So I am trying to work this problem out, but am a little confused because I would think that I need to use the product/quotient rule to determine $dh$, but we have not learned that in my Analysis course yet. I first took $\phi(\mathbf{x})=\lVert f(\mathbf{x})\rVert=\sqrt{\langle f(\mathbf{x}),f(\mathbf{x})\rangle}$, where $\langle\ ,\ \rangle$ is the standard inner product in $\mathbb{R}^{m}$, then I computed $d\phi(\mathbf{x})[\mathbf{v}]=\frac{1}{\lVert f(\mathbf{x})\rVert}\langle df(\mathbf{x})[\mathbf{v}],f(\mathbf{x})\rangle$. I am not sure where to go from here. Should I simply apply regular the product rule with $g(\mathbf{x})$ and $\frac{1}{\lVert f(\mathbf{x})\rVert}$?
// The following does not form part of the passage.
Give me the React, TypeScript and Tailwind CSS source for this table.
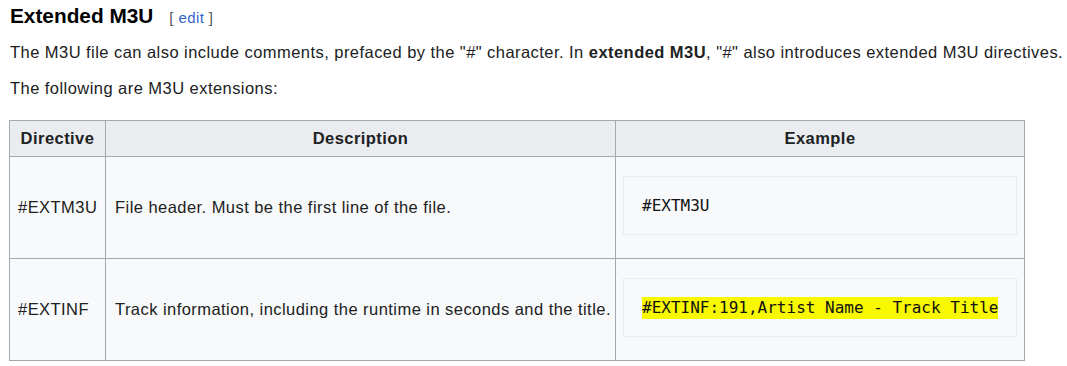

Also, when computing differentials in real analysis, must we be precise in doing so by using the $\epsilon$-$\delta$ definition of derivative? In computing $d\phi(\mathbf{x})[\mathbf{v}]$, I just applied the standard limit definition to find the directional derivative in the direction of $\mathbf{v}\in\mathbb{R}^{m}$.

Any hints to lead me in the right direction are appreciated!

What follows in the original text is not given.